What to do: Locate each line with the string "that" in the listing below and copy it.

Excerpted data:
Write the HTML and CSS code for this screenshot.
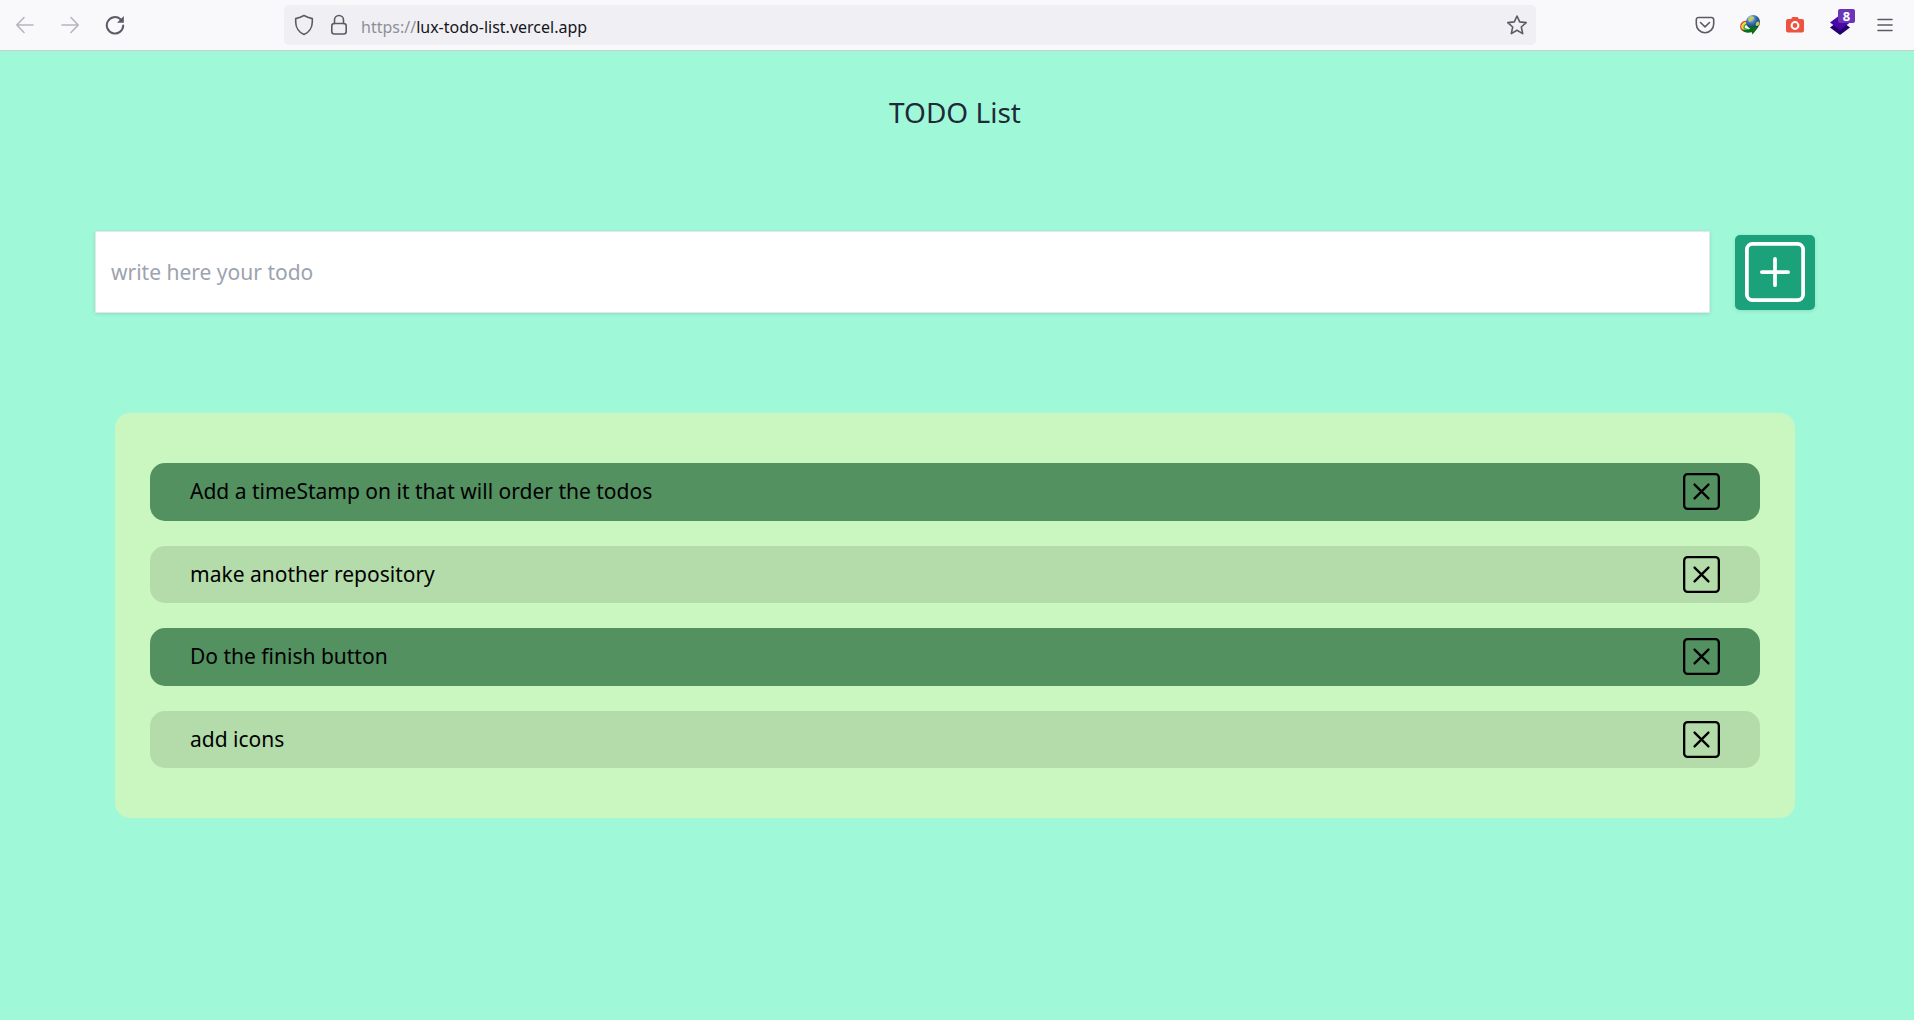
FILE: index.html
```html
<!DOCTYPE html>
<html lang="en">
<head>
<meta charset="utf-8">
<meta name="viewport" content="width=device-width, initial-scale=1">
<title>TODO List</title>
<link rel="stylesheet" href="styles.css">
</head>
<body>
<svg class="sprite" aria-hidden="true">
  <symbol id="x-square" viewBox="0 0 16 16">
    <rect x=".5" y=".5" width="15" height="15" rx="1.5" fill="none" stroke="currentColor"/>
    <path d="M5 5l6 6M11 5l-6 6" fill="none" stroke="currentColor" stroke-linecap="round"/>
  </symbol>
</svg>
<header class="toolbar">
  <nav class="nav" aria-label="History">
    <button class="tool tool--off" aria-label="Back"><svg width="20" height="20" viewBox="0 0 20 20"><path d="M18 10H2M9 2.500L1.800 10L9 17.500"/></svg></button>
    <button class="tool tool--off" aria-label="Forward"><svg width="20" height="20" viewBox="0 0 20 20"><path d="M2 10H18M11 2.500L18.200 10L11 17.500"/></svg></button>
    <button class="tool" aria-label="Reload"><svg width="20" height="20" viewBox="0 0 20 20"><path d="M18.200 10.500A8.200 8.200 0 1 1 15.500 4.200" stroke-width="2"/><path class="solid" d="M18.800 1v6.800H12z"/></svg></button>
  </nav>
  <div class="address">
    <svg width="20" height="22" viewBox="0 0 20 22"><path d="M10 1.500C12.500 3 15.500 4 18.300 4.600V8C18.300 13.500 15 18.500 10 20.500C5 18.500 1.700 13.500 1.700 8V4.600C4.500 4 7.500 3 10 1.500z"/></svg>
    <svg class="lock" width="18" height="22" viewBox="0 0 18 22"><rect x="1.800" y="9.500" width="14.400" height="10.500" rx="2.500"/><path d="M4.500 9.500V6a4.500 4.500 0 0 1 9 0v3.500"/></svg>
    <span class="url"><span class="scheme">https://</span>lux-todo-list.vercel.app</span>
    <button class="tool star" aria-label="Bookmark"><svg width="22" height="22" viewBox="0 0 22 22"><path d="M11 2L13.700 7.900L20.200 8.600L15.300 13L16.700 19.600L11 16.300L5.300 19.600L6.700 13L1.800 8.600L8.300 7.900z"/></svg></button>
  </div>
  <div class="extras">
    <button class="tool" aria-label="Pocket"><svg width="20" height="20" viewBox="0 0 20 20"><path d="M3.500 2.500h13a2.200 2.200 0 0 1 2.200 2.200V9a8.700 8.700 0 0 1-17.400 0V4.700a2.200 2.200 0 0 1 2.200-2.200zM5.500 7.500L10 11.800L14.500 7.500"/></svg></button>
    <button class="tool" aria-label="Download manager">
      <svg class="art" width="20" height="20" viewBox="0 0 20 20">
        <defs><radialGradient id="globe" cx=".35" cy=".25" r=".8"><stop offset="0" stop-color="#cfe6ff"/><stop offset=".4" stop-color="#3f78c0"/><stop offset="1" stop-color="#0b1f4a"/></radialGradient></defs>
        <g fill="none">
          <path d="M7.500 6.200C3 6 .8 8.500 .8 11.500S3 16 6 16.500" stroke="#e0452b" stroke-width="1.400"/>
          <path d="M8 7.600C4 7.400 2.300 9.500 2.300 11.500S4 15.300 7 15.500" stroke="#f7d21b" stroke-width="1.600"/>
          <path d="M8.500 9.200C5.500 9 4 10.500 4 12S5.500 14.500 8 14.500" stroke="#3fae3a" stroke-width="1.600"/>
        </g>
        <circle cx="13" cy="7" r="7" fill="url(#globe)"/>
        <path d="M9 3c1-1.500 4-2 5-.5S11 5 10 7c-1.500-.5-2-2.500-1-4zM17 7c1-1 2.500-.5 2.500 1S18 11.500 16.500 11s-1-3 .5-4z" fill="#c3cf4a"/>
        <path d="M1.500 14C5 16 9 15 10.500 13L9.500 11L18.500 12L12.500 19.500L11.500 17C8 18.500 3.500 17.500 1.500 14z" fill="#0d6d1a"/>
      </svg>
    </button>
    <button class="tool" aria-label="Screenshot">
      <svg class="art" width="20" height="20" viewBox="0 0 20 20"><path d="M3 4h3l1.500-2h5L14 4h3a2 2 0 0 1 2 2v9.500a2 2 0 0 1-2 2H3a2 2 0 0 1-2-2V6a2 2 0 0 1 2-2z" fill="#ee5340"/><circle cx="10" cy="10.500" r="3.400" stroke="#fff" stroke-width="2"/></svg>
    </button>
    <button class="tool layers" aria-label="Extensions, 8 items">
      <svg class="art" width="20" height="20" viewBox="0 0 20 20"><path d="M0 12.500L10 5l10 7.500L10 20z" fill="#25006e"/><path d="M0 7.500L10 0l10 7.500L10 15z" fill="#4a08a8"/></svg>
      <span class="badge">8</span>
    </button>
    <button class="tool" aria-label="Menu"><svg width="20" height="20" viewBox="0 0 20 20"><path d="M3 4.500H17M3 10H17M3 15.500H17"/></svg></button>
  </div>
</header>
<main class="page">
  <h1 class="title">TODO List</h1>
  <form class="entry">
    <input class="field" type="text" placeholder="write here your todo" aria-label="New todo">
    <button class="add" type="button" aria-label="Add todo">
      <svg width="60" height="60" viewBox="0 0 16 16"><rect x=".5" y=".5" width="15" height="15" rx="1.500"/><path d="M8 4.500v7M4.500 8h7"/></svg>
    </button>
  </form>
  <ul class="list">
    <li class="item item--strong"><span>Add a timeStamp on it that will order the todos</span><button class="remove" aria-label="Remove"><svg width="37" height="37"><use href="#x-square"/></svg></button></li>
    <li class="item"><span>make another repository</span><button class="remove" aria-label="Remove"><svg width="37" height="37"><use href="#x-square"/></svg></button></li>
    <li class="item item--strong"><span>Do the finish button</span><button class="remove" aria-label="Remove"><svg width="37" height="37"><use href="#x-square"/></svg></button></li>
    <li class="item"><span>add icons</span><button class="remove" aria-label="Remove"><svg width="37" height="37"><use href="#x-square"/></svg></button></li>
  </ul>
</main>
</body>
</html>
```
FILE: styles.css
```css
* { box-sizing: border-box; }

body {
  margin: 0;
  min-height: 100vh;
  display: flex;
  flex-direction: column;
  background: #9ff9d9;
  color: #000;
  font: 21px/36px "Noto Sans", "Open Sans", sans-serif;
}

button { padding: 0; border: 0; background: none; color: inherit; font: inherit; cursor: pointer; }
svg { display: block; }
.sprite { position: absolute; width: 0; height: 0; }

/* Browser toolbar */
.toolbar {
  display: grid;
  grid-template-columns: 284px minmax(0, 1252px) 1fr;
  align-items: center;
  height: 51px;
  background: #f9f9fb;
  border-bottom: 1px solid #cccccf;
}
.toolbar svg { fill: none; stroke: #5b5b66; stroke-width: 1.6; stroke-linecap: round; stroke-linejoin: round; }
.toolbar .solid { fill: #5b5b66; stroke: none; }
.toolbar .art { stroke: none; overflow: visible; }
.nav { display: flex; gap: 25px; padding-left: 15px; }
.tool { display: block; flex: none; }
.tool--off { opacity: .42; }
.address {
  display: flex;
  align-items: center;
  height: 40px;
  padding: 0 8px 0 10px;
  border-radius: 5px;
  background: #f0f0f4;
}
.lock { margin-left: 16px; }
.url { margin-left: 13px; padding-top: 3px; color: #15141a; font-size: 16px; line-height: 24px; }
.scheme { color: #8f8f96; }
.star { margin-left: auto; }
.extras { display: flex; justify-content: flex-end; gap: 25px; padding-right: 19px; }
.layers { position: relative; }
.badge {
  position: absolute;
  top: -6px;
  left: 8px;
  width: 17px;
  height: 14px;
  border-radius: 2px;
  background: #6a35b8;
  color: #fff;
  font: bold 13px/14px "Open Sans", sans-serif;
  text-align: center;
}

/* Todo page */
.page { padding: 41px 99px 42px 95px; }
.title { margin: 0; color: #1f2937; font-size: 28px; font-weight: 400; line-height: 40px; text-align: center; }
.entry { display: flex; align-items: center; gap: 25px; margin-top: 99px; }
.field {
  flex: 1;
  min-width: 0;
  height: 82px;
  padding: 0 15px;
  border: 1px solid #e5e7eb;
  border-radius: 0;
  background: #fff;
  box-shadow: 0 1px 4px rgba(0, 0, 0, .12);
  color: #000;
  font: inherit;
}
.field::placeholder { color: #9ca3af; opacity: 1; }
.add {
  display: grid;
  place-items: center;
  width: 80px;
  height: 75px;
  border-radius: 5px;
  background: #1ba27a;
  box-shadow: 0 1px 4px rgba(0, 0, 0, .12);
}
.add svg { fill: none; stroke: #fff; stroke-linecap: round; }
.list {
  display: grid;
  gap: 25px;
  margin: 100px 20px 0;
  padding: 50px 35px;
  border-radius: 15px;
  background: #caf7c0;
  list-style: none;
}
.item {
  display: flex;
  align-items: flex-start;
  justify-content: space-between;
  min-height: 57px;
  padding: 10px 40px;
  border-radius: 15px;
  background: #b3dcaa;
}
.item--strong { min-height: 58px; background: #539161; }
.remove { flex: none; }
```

--

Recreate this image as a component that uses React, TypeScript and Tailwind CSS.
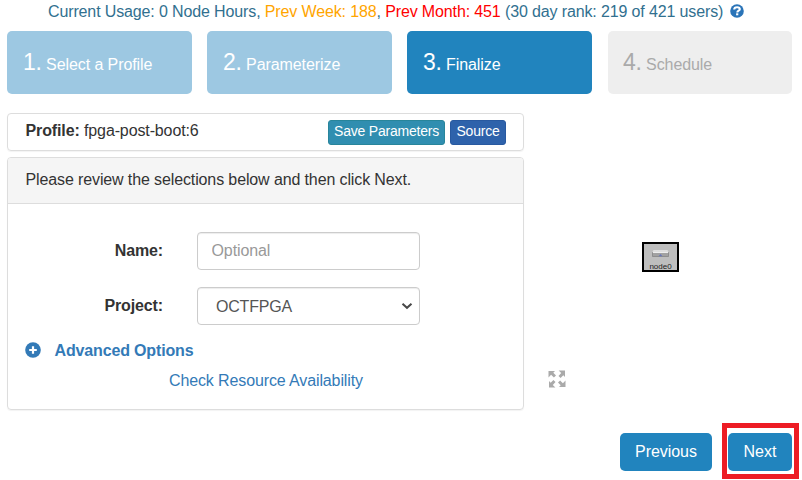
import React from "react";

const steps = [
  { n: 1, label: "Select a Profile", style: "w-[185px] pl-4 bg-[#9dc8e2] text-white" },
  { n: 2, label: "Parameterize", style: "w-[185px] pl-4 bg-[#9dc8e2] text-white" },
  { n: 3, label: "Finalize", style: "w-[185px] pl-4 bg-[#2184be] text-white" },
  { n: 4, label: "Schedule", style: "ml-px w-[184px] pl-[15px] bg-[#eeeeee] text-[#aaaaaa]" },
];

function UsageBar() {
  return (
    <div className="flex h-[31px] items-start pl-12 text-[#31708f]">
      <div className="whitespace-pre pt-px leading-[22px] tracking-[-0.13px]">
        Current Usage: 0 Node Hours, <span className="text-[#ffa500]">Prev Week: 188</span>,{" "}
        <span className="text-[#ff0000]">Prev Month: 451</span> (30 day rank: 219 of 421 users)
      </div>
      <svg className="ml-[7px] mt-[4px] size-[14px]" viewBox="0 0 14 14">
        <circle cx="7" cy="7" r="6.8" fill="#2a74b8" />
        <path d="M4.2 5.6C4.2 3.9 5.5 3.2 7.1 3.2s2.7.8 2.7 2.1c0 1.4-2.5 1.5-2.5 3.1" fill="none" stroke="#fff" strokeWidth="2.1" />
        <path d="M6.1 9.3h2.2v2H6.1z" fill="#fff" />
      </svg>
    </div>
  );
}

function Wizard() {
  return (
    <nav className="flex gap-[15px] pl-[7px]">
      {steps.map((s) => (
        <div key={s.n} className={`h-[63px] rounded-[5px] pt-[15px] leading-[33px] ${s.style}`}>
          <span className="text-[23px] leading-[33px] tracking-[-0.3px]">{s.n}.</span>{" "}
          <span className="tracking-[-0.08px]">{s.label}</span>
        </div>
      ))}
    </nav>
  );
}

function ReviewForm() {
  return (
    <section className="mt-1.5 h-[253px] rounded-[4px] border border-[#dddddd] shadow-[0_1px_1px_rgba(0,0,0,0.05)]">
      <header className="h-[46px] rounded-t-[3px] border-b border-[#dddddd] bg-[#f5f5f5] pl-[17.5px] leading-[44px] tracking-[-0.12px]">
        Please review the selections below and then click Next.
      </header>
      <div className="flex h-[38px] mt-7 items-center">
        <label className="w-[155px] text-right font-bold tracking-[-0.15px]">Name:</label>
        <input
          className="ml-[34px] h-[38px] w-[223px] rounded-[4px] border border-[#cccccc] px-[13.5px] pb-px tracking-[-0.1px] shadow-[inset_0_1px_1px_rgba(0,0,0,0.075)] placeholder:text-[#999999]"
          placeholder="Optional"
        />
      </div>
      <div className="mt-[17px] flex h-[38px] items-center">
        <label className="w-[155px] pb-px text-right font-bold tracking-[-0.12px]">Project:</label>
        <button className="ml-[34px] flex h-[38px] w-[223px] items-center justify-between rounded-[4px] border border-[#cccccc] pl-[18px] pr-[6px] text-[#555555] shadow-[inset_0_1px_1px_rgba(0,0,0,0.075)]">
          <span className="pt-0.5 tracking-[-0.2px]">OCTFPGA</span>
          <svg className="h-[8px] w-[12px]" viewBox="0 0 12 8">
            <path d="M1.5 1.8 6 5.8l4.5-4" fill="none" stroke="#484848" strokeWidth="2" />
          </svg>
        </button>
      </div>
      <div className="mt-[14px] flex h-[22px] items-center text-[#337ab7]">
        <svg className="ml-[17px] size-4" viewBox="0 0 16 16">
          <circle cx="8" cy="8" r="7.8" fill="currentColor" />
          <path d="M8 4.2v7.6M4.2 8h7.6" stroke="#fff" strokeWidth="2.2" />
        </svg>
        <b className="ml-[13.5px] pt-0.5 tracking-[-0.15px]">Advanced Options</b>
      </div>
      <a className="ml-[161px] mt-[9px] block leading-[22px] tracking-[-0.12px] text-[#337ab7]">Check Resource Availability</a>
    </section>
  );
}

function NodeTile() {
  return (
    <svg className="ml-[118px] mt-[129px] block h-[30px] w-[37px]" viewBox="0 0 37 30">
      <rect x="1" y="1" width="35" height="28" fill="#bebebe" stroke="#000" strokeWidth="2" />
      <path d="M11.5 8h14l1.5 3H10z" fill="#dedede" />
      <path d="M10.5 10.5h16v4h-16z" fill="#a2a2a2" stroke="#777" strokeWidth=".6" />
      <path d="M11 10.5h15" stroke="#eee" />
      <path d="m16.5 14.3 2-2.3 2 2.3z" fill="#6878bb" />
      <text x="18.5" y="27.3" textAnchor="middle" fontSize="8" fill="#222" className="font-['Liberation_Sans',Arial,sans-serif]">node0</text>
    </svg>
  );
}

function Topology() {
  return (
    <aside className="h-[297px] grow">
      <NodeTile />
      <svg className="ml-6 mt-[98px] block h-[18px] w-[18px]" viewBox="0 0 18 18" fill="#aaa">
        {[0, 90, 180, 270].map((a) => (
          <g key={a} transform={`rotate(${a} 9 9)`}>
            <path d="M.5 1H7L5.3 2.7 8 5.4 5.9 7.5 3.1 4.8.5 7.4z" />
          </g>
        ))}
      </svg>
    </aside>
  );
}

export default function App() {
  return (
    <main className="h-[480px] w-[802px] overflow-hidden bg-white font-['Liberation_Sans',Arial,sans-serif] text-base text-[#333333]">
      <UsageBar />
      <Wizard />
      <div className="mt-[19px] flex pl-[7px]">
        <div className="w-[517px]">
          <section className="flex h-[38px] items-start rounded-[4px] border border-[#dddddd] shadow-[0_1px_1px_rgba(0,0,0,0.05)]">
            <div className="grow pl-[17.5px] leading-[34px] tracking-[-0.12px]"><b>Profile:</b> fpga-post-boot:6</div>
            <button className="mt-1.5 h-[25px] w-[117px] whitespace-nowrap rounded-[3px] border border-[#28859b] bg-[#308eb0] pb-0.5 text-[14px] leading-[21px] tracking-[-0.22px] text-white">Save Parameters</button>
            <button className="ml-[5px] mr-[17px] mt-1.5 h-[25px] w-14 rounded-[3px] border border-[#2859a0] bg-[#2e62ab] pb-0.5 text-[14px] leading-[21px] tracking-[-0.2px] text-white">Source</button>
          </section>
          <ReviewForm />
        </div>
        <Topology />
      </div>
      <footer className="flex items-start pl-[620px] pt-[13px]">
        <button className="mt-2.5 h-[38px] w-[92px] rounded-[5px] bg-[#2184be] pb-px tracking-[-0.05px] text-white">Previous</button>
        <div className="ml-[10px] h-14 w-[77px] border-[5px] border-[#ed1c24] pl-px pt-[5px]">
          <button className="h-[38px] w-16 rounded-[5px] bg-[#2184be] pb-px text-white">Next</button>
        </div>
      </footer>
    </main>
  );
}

In response:
    <li class="item item--strong"><span>Add a timeStamp on it that will order the todos</span><button class="remove" aria-label="Remove"><svg width="37" height="37"><use href="#x-square"/></svg></button></li>
Recreate this image as a component that uses React, TypeScript and Tailwind CSS.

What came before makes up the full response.